PROBLEM STATEMENT:
Set each record down exactly, excluding all images.

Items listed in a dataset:

□ □ □

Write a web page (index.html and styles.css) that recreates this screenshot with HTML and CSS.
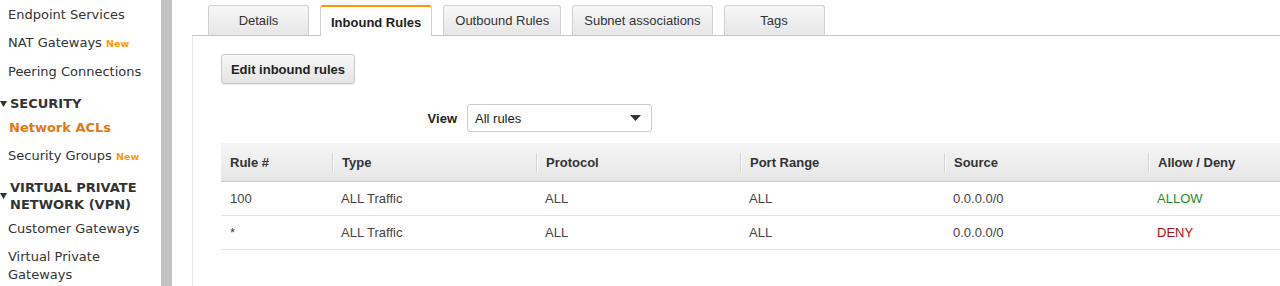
FILE: index.html
```html
<!DOCTYPE html>
<html lang="en">

<head>
	<meta charset="UTF-8">
	<title>Network ACLs</title>
	<link rel="stylesheet" href="styles.css">
</head>

<body>
	<div class="page">
		<div class="sidebar">
			<div class="nav-item">Endpoint Services</div>
			<div class="nav-item">NAT Gateways <span class="new">New</span></div>
			<div class="nav-item">Peering Connections</div>

			<div class="nav-heading nav-heading-first">
				<svg class="caret" width="7" height="6" viewBox="0 0 7 6"><path d="M0 0H7L3.5 6Z" fill="#333"/></svg>
				<span>SECURITY</span>
			</div>
			<div class="nav-item active">Network ACLs</div>
			<div class="nav-item">Security Groups <span class="new">New</span></div>

			<div class="nav-heading">
				<svg class="caret" width="7" height="6" viewBox="0 0 7 6"><path d="M0 0H7L3.5 6Z" fill="#333"/></svg>
				<span>VIRTUAL PRIVATE<br>NETWORK (VPN)</span>
			</div>
			<div class="nav-item">Customer Gateways</div>
			<div class="nav-item">Virtual Private<br>Gateways</div>
		</div>

		<div class="scroll-strip"></div>

		<div class="main">
			<div class="tabs">
				<div class="tab">Details</div>
				<div class="tab active">Inbound Rules</div>
				<div class="tab">Outbound Rules</div>
				<div class="tab">Subnet associations</div>
				<div class="tab">Tags</div>
			</div>

			<div class="content">
				<button class="btn">Edit inbound rules</button>

				<div class="view-row">
					<label class="view-label">View</label>
					<div class="select">
						<span>All rules</span>
						<svg width="11" height="6" viewBox="0 0 11 6"><path d="M0 0H11L5.5 6Z" fill="#333"/></svg>
					</div>
				</div>

				<table class="rules">
					<thead>
						<tr>
							<th class="col-rule">Rule #</th>
							<th><span class="sep"></span>Type</th>
							<th><span class="sep"></span>Protocol</th>
							<th><span class="sep"></span>Port Range</th>
							<th><span class="sep"></span>Source</th>
							<th><span class="sep"></span>Allow / Deny</th>
						</tr>
					</thead>
					<tbody>
						<tr>
							<td>100</td>
							<td>ALL Traffic</td>
							<td>ALL</td>
							<td>ALL</td>
							<td>0.0.0.0/0</td>
							<td class="allow">ALLOW</td>
						</tr>
						<tr>
							<td>*</td>
							<td>ALL Traffic</td>
							<td>ALL</td>
							<td>ALL</td>
							<td>0.0.0.0/0</td>
							<td class="deny">DENY</td>
						</tr>
					</tbody>
				</table>
			</div>
		</div>
	</div>
</body>

</html>
```

FILE: styles.css
```css
body {
	margin: 0;
	background-color: #fff;
	overflow: hidden;
}

.page {
	display: flex;
	height: 286px;
	overflow: hidden;
}

/* left navigation */
.sidebar {
	width: 161px;
	flex-shrink: 0;
	padding-top: 1px;
	font-family: "DejaVu Sans", Verdana, sans-serif;
	font-size: 13px;
	color: #333;
}

.nav-item {
	padding: 5px 0 5px 8px;
	line-height: 18px;
	white-space: nowrap;
}

.nav-item.active {
	padding-left: 9px;
	color: #e47911;
	font-weight: bold;
}

.new {
	color: #f90;
	font-size: 9.5px;
	font-weight: bold;
}

.nav-heading {
	display: flex;
	align-items: center;
	gap: 3px;
	padding: 8px 0 2px 0;
	font-weight: bold;
	line-height: 17px;
	color: #333;
	white-space: nowrap;
}

.nav-heading-first {
	padding: 9px 0 1px 0;
	line-height: 18px;
}

.caret {
	flex-shrink: 0;
}

.scroll-strip {
	width: 11px;
	flex-shrink: 0;
	background-color: #c1c1c1;
	margin-right: 20px;
}

/* main panel */
.main {
	flex: 1;
	min-width: 0;
	font-family: "Liberation Sans", Arial, sans-serif;
	font-size: 13px;
	color: #333;
}

.tabs {
	display: flex;
	gap: 11px;
	height: 30px;
	padding: 5px 0 0 16px;
	border-bottom: 1px solid #c6c6c6;
}

.tab {
	box-sizing: border-box;
	min-width: 101px;
	height: 30px;
	padding: 0 11px;
	display: flex;
	align-items: center;
	justify-content: center;
	background: linear-gradient(#f8f8f8, #e6e6e6);
	border: 1px solid #cfcfcf;
	border-bottom: none;
	border-radius: 3px 3px 0 0;
	white-space: nowrap;
}

.tab.active {
	height: 31px;
	margin-bottom: -1px;
	padding: 1px 10px 0;
	background: #fff;
	border-top: 2px solid #f90;
	font-weight: bold;
	color: #222;
}

.content {
	border-left: 1px solid #e9e9e9;
	height: 260px;
	padding: 18px 0 0 28px;
}

.btn {
	display: block;
	width: 134px;
	height: 30px;
	padding: 0;
	font-family: "Liberation Sans", Arial, sans-serif;
	font-size: 13px;
	font-weight: bold;
	color: #222;
	background: linear-gradient(#f7f7f7, #e4e4e4);
	border: 1px solid #c9c9c9;
	border-radius: 3px;
	box-shadow: 0 1px 1px rgba(0, 0, 0, 0.08);
}

.view-row {
	display: flex;
	align-items: center;
	gap: 10px;
	margin-top: 20px;
}

.view-label {
	width: 236px;
	text-align: right;
	font-weight: bold;
	color: #222;
}

.select {
	box-sizing: border-box;
	width: 185px;
	height: 28px;
	display: flex;
	align-items: center;
	justify-content: space-between;
	padding: 0 10px 0 7px;
	border: 1px solid #ccc;
	border-radius: 3px;
	background-color: #fff;
	color: #222;
}

.rules {
	margin-top: 11px;
	width: 1131px;
	border-collapse: collapse;
	table-layout: fixed;
}

.rules th {
	position: relative;
	width: 194px;
	height: 38px;
	padding: 0 0 0 10px;
	text-align: left;
	font-weight: bold;
	color: #333;
	background: linear-gradient(#f6f6f6, #e6e6e6);
	border-bottom: 1px solid #cdcdcd;
	box-shadow: 0 1px 1px rgba(0, 0, 0, 0.06);
	white-space: nowrap;
}

.rules th.col-rule {
	width: 102px;
	padding-left: 9px;
}

.sep {
	position: absolute;
	left: 0;
	top: 10px;
	height: 19px;
	border-left: 1px solid #d4d4d4;
	border-right: 1px solid #fafafa;
}

.rules td {
	height: 33px;
	padding: 0 0 0 9px;
	color: #444;
	border-bottom: 1px solid #e3e3e3;
}

.rules .allow {
	color: #1f8a2f;
}

.rules .deny {
	color: #a50f0f;
}
```
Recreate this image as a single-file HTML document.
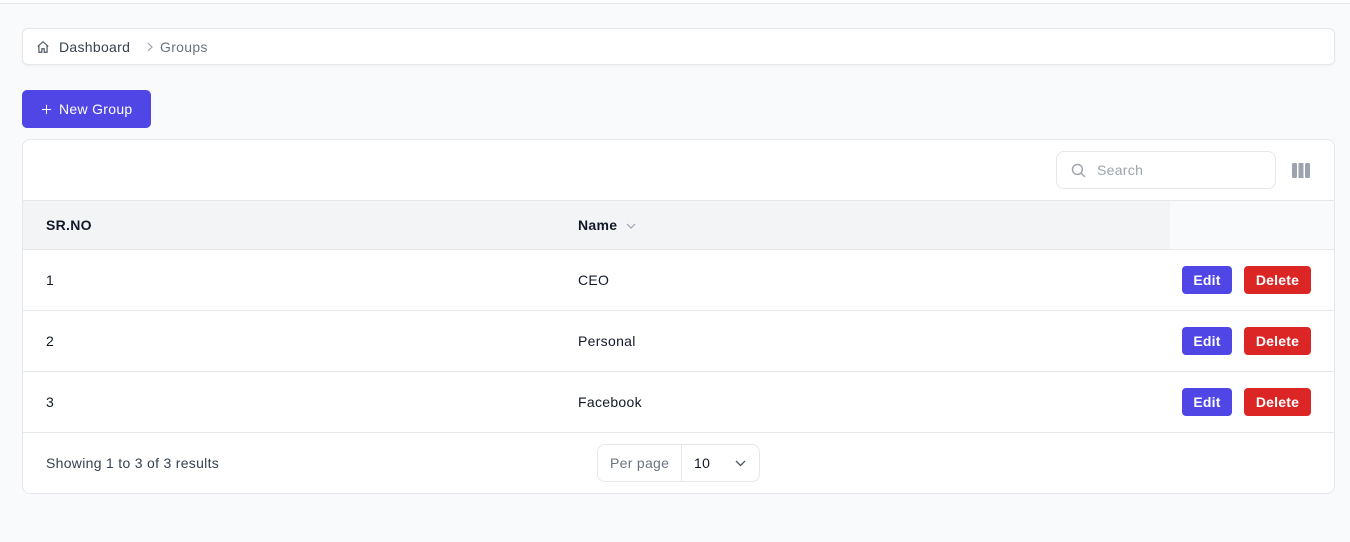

□ □ □

EXERCISE RESULT:
Write a web page (index.html and styles.css) that recreates this screenshot with HTML and CSS.
FILE: index.html
```html
<!DOCTYPE html>
<html lang="en">

<head>
	<meta charset="UTF-8">
	<title>Network ACLs</title>
	<link rel="stylesheet" href="styles.css">
</head>

<body>
	<div class="page">
		<div class="sidebar">
			<div class="nav-item">Endpoint Services</div>
			<div class="nav-item">NAT Gateways <span class="new">New</span></div>
			<div class="nav-item">Peering Connections</div>

			<div class="nav-heading nav-heading-first">
				<svg class="caret" width="7" height="6" viewBox="0 0 7 6"><path d="M0 0H7L3.5 6Z" fill="#333"/></svg>
				<span>SECURITY</span>
			</div>
			<div class="nav-item active">Network ACLs</div>
			<div class="nav-item">Security Groups <span class="new">New</span></div>

			<div class="nav-heading">
				<svg class="caret" width="7" height="6" viewBox="0 0 7 6"><path d="M0 0H7L3.5 6Z" fill="#333"/></svg>
				<span>VIRTUAL PRIVATE<br>NETWORK (VPN)</span>
			</div>
			<div class="nav-item">Customer Gateways</div>
			<div class="nav-item">Virtual Private<br>Gateways</div>
		</div>

		<div class="scroll-strip"></div>

		<div class="main">
			<div class="tabs">
				<div class="tab">Details</div>
				<div class="tab active">Inbound Rules</div>
				<div class="tab">Outbound Rules</div>
				<div class="tab">Subnet associations</div>
				<div class="tab">Tags</div>
			</div>

			<div class="content">
				<button class="btn">Edit inbound rules</button>

				<div class="view-row">
					<label class="view-label">View</label>
					<div class="select">
						<span>All rules</span>
						<svg width="11" height="6" viewBox="0 0 11 6"><path d="M0 0H11L5.5 6Z" fill="#333"/></svg>
					</div>
				</div>

				<table class="rules">
					<thead>
						<tr>
							<th class="col-rule">Rule #</th>
							<th><span class="sep"></span>Type</th>
							<th><span class="sep"></span>Protocol</th>
							<th><span class="sep"></span>Port Range</th>
							<th><span class="sep"></span>Source</th>
							<th><span class="sep"></span>Allow / Deny</th>
						</tr>
					</thead>
					<tbody>
						<tr>
							<td>100</td>
							<td>ALL Traffic</td>
							<td>ALL</td>
							<td>ALL</td>
							<td>0.0.0.0/0</td>
							<td class="allow">ALLOW</td>
						</tr>
						<tr>
							<td>*</td>
							<td>ALL Traffic</td>
							<td>ALL</td>
							<td>ALL</td>
							<td>0.0.0.0/0</td>
							<td class="deny">DENY</td>
						</tr>
					</tbody>
				</table>
			</div>
		</div>
	</div>
</body>

</html>
```

FILE: styles.css
```css
body {
	margin: 0;
	background-color: #fff;
	overflow: hidden;
}

.page {
	display: flex;
	height: 286px;
	overflow: hidden;
}

/* left navigation */
.sidebar {
	width: 161px;
	flex-shrink: 0;
	padding-top: 1px;
	font-family: "DejaVu Sans", Verdana, sans-serif;
	font-size: 13px;
	color: #333;
}

.nav-item {
	padding: 5px 0 5px 8px;
	line-height: 18px;
	white-space: nowrap;
}

.nav-item.active {
	padding-left: 9px;
	color: #e47911;
	font-weight: bold;
}

.new {
	color: #f90;
	font-size: 9.5px;
	font-weight: bold;
}

.nav-heading {
	display: flex;
	align-items: center;
	gap: 3px;
	padding: 8px 0 2px 0;
	font-weight: bold;
	line-height: 17px;
	color: #333;
	white-space: nowrap;
}

.nav-heading-first {
	padding: 9px 0 1px 0;
	line-height: 18px;
}

.caret {
	flex-shrink: 0;
}

.scroll-strip {
	width: 11px;
	flex-shrink: 0;
	background-color: #c1c1c1;
	margin-right: 20px;
}

/* main panel */
.main {
	flex: 1;
	min-width: 0;
	font-family: "Liberation Sans", Arial, sans-serif;
	font-size: 13px;
	color: #333;
}

.tabs {
	display: flex;
	gap: 11px;
	height: 30px;
	padding: 5px 0 0 16px;
	border-bottom: 1px solid #c6c6c6;
}

.tab {
	box-sizing: border-box;
	min-width: 101px;
	height: 30px;
	padding: 0 11px;
	display: flex;
	align-items: center;
	justify-content: center;
	background: linear-gradient(#f8f8f8, #e6e6e6);
	border: 1px solid #cfcfcf;
	border-bottom: none;
	border-radius: 3px 3px 0 0;
	white-space: nowrap;
}

.tab.active {
	height: 31px;
	margin-bottom: -1px;
	padding: 1px 10px 0;
	background: #fff;
	border-top: 2px solid #f90;
	font-weight: bold;
	color: #222;
}

.content {
	border-left: 1px solid #e9e9e9;
	height: 260px;
	padding: 18px 0 0 28px;
}

.btn {
	display: block;
	width: 134px;
	height: 30px;
	padding: 0;
	font-family: "Liberation Sans", Arial, sans-serif;
	font-size: 13px;
	font-weight: bold;
	color: #222;
	background: linear-gradient(#f7f7f7, #e4e4e4);
	border: 1px solid #c9c9c9;
	border-radius: 3px;
	box-shadow: 0 1px 1px rgba(0, 0, 0, 0.08);
}

.view-row {
	display: flex;
	align-items: center;
	gap: 10px;
	margin-top: 20px;
}

.view-label {
	width: 236px;
	text-align: right;
	font-weight: bold;
	color: #222;
}

.select {
	box-sizing: border-box;
	width: 185px;
	height: 28px;
	display: flex;
	align-items: center;
	justify-content: space-between;
	padding: 0 10px 0 7px;
	border: 1px solid #ccc;
	border-radius: 3px;
	background-color: #fff;
	color: #222;
}

.rules {
	margin-top: 11px;
	width: 1131px;
	border-collapse: collapse;
	table-layout: fixed;
}

.rules th {
	position: relative;
	width: 194px;
	height: 38px;
	padding: 0 0 0 10px;
	text-align: left;
	font-weight: bold;
	color: #333;
	background: linear-gradient(#f6f6f6, #e6e6e6);
	border-bottom: 1px solid #cdcdcd;
	box-shadow: 0 1px 1px rgba(0, 0, 0, 0.06);
	white-space: nowrap;
}

.rules th.col-rule {
	width: 102px;
	padding-left: 9px;
}

.sep {
	position: absolute;
	left: 0;
	top: 10px;
	height: 19px;
	border-left: 1px solid #d4d4d4;
	border-right: 1px solid #fafafa;
}

.rules td {
	height: 33px;
	padding: 0 0 0 9px;
	color: #444;
	border-bottom: 1px solid #e3e3e3;
}

.rules .allow {
	color: #1f8a2f;
}

.rules .deny {
	color: #a50f0f;
}
```
Recreate this image as a single-file HTML document.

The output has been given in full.